Retype each line of the material exactly, please, skipping any picture in it.

**Given material:**
* START *
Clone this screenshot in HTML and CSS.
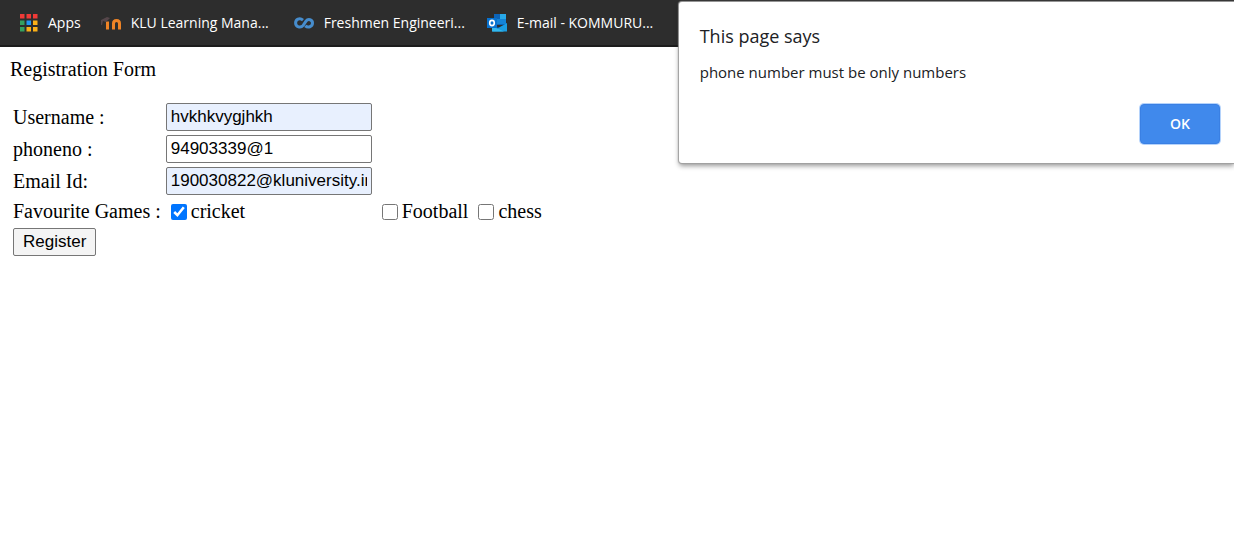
FILE: index.html
```html
<!DOCTYPE html>
<html lang="en">
<head>
<meta charset="utf-8">
<title>Registration Form</title>
<link rel="stylesheet" href="styles.css">
</head>
<body>
<nav class="bookmarks" aria-label="Bookmarks">
  <a class="bookmark" href="#">
    <svg class="icon" viewBox="0 0 18 18" aria-hidden="true">
      <path fill="#f03a37" d="M0 0h4.500v4.500H0zM6.500 0H11v4.500H6.500zM13 0h4.500v4.500H13z"/>
      <path fill="#34a160" d="M0 6.500h4.500V11H0zM0 13h4.500v4.500H0z"/>
      <path fill="#2196f3" d="M6.500 6.500H11V11H6.500z"/>
      <path fill="#fbb018" d="M13 6.500h4.500V11H13zM6.500 13H11v4.500H6.500zM13 13h4.500v4.500H13z"/>
    </svg>
    <span>Apps</span>
  </a>
  <a class="bookmark" href="#">
    <svg class="icon wide" viewBox="0 0 20 18" aria-hidden="true">
      <path fill="none" stroke="#ef8426" stroke-width="3" d="M6.500 15.500V7.500M12.500 15.500V9.500q0-3 3-3t3 3v6"/>
      <path fill="#55464a" d="m0 6 6-3 3 1-4 4-3-1-1 4H0z"/>
    </svg>
    <span class="label">KLU Learning Mana...</span>
  </a>
  <a class="bookmark" href="#">
    <svg class="icon wide" viewBox="0 0 20 18" aria-hidden="true">
      <path fill="none" stroke="#468ccc" stroke-width="3" d="M9 6.200C5.500 3.300 1.600 5.600 1.600 9c0 4 5 5.500 7.600 2.400L12 7.200c2.200-3.100 6.500-1.500 6.500 1.800 0 3.800-4.600 5.200-7.200 2.800"/>
    </svg>
    <span class="label">Freshmen Engineeri...</span>
  </a>
  <a class="bookmark" href="#">
    <svg class="icon wide" viewBox="0 0 20 18" aria-hidden="true">
      <path fill="#0c64b8" d="M7 0h12v11H7z"/>
      <path fill="#28a8e8" d="M13 0h6v5h-6z"/>
      <path fill="#1484d8" d="M7 5h6v5H7zM13 5h6v5h-6z"/>
      <path fill="#0c4c90" d="m5 10 8 4 7-5v8H5z"/>
      <path fill="#1b9de2" d="M5 17.500 20 9v8.500z"/>
      <path fill="#32b8ee" d="m5 12 12 5.500H5z"/>
      <path fill="#0872cf" d="M0 4h10v10H0z"/>
      <ellipse cx="5" cy="9" rx="2.300" ry="2.600" fill="none" stroke="#fff" stroke-width="1.600"/>
    </svg>
    <span class="label">E-mail - KOMMURU...</span>
  </a>
</nav>

<main class="page">
  <p class="title">Registration Form</p>
  <form>
    <table class="fields">
      <tr>
        <td><label for="username">Username :</label></td>
        <td><input class="text filled" id="username" type="text" value="hvkhkvygjhkh"></td>
      </tr>
      <tr>
        <td><label for="phone">phoneno :</label></td>
        <td><input class="text" id="phone" type="text" value="94903339@1"></td>
      </tr>
      <tr>
        <td><label for="email">Email Id:</label></td>
        <td><input class="text filled" id="email" type="text" value="190030822@kluniversity.in"></td>
      </tr>
      <tr>
        <td>Favourite Games :</td>
        <td><label class="game"><input class="check" type="checkbox" checked>cricket</label></td>
        <td><label class="game"><input class="check" type="checkbox">Football</label></td>
        <td><label class="game"><input class="check" type="checkbox">chess</label></td>
      </tr>
      <tr>
        <td><button class="register" type="button">Register</button></td>
      </tr>
    </table>
  </form>
</main>

<div class="dialog" role="alertdialog" aria-labelledby="dialog-title" aria-describedby="dialog-message">
  <h1 class="dialog-title" id="dialog-title">This page says</h1>
  <p class="dialog-message" id="dialog-message">phone number must be only numbers</p>
  <div class="dialog-actions"><button class="ok" type="button">OK</button></div>
</div>
</body>
</html>
```
FILE: styles.css
```css
* {
  box-sizing: border-box;
}

body {
  margin: 0;
  background: #fff;
  color: #000;
  font: 20px/24px "Liberation Serif", "Times New Roman", serif;
}

.bookmarks {
  display: flex;
  align-items: center;
  gap: 20px;
  padding: 11px 20px;
  background: #2d2d2d;
  border-bottom: 2px solid #1c1c1c;
  font: 14px/23px "Open Sans", "Noto Sans", sans-serif;
}

.bookmark {
  display: flex;
  align-items: center;
  gap: 10px;
  color: #fff;
  text-decoration: none;
  white-space: nowrap;
}

.label {
  min-width: 143px;
}

.icon {
  flex: none;
  width: 18px;
  height: 18px;
}

.icon.wide {
  width: 20px;
}

.page {
  padding: 10px;
}

.title {
  margin: 0 0 19px;
}

.fields {
  border-spacing: 2px;
}

.fields td {
  padding: 1px;
  line-height: 25px;
}

.text {
  display: block;
  width: 206px;
  height: 28px;
  margin-left: 1px;
  padding: 1px 4px;
  border: 1px solid #767676;
  border-radius: 2px;
  background: #fff;
  color: #000;
  font: 17px/24px "Liberation Sans", Arial, sans-serif;
}

.text.filled {
  background: #e8f0fe;
}

.game {
  display: flex;
  align-items: center;
  gap: 4px;
  padding-left: 6px;
}

.check {
  width: 16px;
  height: 16px;
  margin: 0;
  accent-color: #0075ff;
}

.register {
  display: block;
  height: 28px;
  padding: 0 9px;
  border: 1px solid #767676;
  border-radius: 2px;
  background: #f4f4f4;
  color: #000;
  font: 17px/24px "Liberation Sans", Arial, sans-serif;
}

.dialog {
  position: absolute;
  top: 2px;
  right: 0;
  width: 45%;
  padding: 22px 14px 19px 21px;
  border-radius: 3px 0 0 3px;
  background: #fff;
  box-shadow: 0 0 1px 1px #a0a0a0, 0 3px 5px rgba(0, 0, 0, 0.4);
  color: #202124;
  font: 15px/24px "Open Sans", "Noto Sans", sans-serif;
}

.dialog-title {
  margin: 0 0 12px;
  font-size: 18px;
  font-weight: 400;
}

.dialog-message {
  margin: 0 0 20px;
}

.dialog-actions {
  display: flex;
  justify-content: flex-end;
}

.ok {
  width: 80px;
  height: 40px;
  border: 1px solid #3a80e4;
  border-radius: 4px;
  background: #4089ec;
  box-shadow: 0 0 0 1px #b5d3fb;
  color: #fff;
  font: 600 14px/24px "Open Sans", "Noto Sans", sans-serif;
}
```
* END *
**Response:**
Clone this screenshot in HTML and CSS.
FILE: index.html
```html
<!DOCTYPE html>
<html lang="en">
<head>
<meta charset="utf-8">
<title>Registration Form</title>
<link rel="stylesheet" href="styles.css">
</head>
<body>
<nav class="bookmarks" aria-label="Bookmarks">
  <a class="bookmark" href="#">
    <svg class="icon" viewBox="0 0 18 18" aria-hidden="true">
      <path fill="#f03a37" d="M0 0h4.500v4.500H0zM6.500 0H11v4.500H6.500zM13 0h4.500v4.500H13z"/>
      <path fill="#34a160" d="M0 6.500h4.500V11H0zM0 13h4.500v4.500H0z"/>
      <path fill="#2196f3" d="M6.500 6.500H11V11H6.500z"/>
      <path fill="#fbb018" d="M13 6.500h4.500V11H13zM6.500 13H11v4.500H6.500zM13 13h4.500v4.500H13z"/>
    </svg>
    <span>Apps</span>
  </a>
  <a class="bookmark" href="#">
    <svg class="icon wide" viewBox="0 0 20 18" aria-hidden="true">
      <path fill="none" stroke="#ef8426" stroke-width="3" d="M6.500 15.500V7.500M12.500 15.500V9.500q0-3 3-3t3 3v6"/>
      <path fill="#55464a" d="m0 6 6-3 3 1-4 4-3-1-1 4H0z"/>
    </svg>
    <span class="label">KLU Learning Mana...</span>
  </a>
  <a class="bookmark" href="#">
    <svg class="icon wide" viewBox="0 0 20 18" aria-hidden="true">
      <path fill="none" stroke="#468ccc" stroke-width="3" d="M9 6.200C5.500 3.300 1.600 5.600 1.600 9c0 4 5 5.500 7.600 2.400L12 7.200c2.200-3.100 6.500-1.500 6.500 1.800 0 3.800-4.600 5.200-7.200 2.800"/>
    </svg>
    <span class="label">Freshmen Engineeri...</span>
  </a>
  <a class="bookmark" href="#">
    <svg class="icon wide" viewBox="0 0 20 18" aria-hidden="true">
      <path fill="#0c64b8" d="M7 0h12v11H7z"/>
      <path fill="#28a8e8" d="M13 0h6v5h-6z"/>
      <path fill="#1484d8" d="M7 5h6v5H7zM13 5h6v5h-6z"/>
      <path fill="#0c4c90" d="m5 10 8 4 7-5v8H5z"/>
      <path fill="#1b9de2" d="M5 17.500 20 9v8.500z"/>
      <path fill="#32b8ee" d="m5 12 12 5.500H5z"/>
      <path fill="#0872cf" d="M0 4h10v10H0z"/>
      <ellipse cx="5" cy="9" rx="2.300" ry="2.600" fill="none" stroke="#fff" stroke-width="1.600"/>
    </svg>
    <span class="label">E-mail - KOMMURU...</span>
  </a>
</nav>

<main class="page">
  <p class="title">Registration Form</p>
  <form>
    <table class="fields">
      <tr>
        <td><label for="username">Username :</label></td>
        <td><input class="text filled" id="username" type="text" value="hvkhkvygjhkh"></td>
      </tr>
      <tr>
        <td><label for="phone">phoneno :</label></td>
        <td><input class="text" id="phone" type="text" value="94903339@1"></td>
      </tr>
      <tr>
        <td><label for="email">Email Id:</label></td>
        <td><input class="text filled" id="email" type="text" value="190030822@kluniversity.in"></td>
      </tr>
      <tr>
        <td>Favourite Games :</td>
        <td><label class="game"><input class="check" type="checkbox" checked>cricket</label></td>
        <td><label class="game"><input class="check" type="checkbox">Football</label></td>
        <td><label class="game"><input class="check" type="checkbox">chess</label></td>
      </tr>
      <tr>
        <td><button class="register" type="button">Register</button></td>
      </tr>
    </table>
  </form>
</main>

<div class="dialog" role="alertdialog" aria-labelledby="dialog-title" aria-describedby="dialog-message">
  <h1 class="dialog-title" id="dialog-title">This page says</h1>
  <p class="dialog-message" id="dialog-message">phone number must be only numbers</p>
  <div class="dialog-actions"><button class="ok" type="button">OK</button></div>
</div>
</body>
</html>
```
FILE: styles.css
```css
* {
  box-sizing: border-box;
}

body {
  margin: 0;
  background: #fff;
  color: #000;
  font: 20px/24px "Liberation Serif", "Times New Roman", serif;
}

.bookmarks {
  display: flex;
  align-items: center;
  gap: 20px;
  padding: 11px 20px;
  background: #2d2d2d;
  border-bottom: 2px solid #1c1c1c;
  font: 14px/23px "Open Sans", "Noto Sans", sans-serif;
}

.bookmark {
  display: flex;
  align-items: center;
  gap: 10px;
  color: #fff;
  text-decoration: none;
  white-space: nowrap;
}

.label {
  min-width: 143px;
}

.icon {
  flex: none;
  width: 18px;
  height: 18px;
}

.icon.wide {
  width: 20px;
}

.page {
  padding: 10px;
}

.title {
  margin: 0 0 19px;
}

.fields {
  border-spacing: 2px;
}

.fields td {
  padding: 1px;
  line-height: 25px;
}

.text {
  display: block;
  width: 206px;
  height: 28px;
  margin-left: 1px;
  padding: 1px 4px;
  border: 1px solid #767676;
  border-radius: 2px;
  background: #fff;
  color: #000;
  font: 17px/24px "Liberation Sans", Arial, sans-serif;
}

.text.filled {
  background: #e8f0fe;
}

.game {
  display: flex;
  align-items: center;
  gap: 4px;
  padding-left: 6px;
}

.check {
  width: 16px;
  height: 16px;
  margin: 0;
  accent-color: #0075ff;
}

.register {
  display: block;
  height: 28px;
  padding: 0 9px;
  border: 1px solid #767676;
  border-radius: 2px;
  background: #f4f4f4;
  color: #000;
  font: 17px/24px "Liberation Sans", Arial, sans-serif;
}

.dialog {
  position: absolute;
  top: 2px;
  right: 0;
  width: 45%;
  padding: 22px 14px 19px 21px;
  border-radius: 3px 0 0 3px;
  background: #fff;
  box-shadow: 0 0 1px 1px #a0a0a0, 0 3px 5px rgba(0, 0, 0, 0.4);
  color: #202124;
  font: 15px/24px "Open Sans", "Noto Sans", sans-serif;
}

.dialog-title {
  margin: 0 0 12px;
  font-size: 18px;
  font-weight: 400;
}

.dialog-message {
  margin: 0 0 20px;
}

.dialog-actions {
  display: flex;
  justify-content: flex-end;
}

.ok {
  width: 80px;
  height: 40px;
  border: 1px solid #3a80e4;
  border-radius: 4px;
  background: #4089ec;
  box-shadow: 0 0 0 1px #b5d3fb;
  color: #fff;
  font: 600 14px/24px "Open Sans", "Noto Sans", sans-serif;
}
```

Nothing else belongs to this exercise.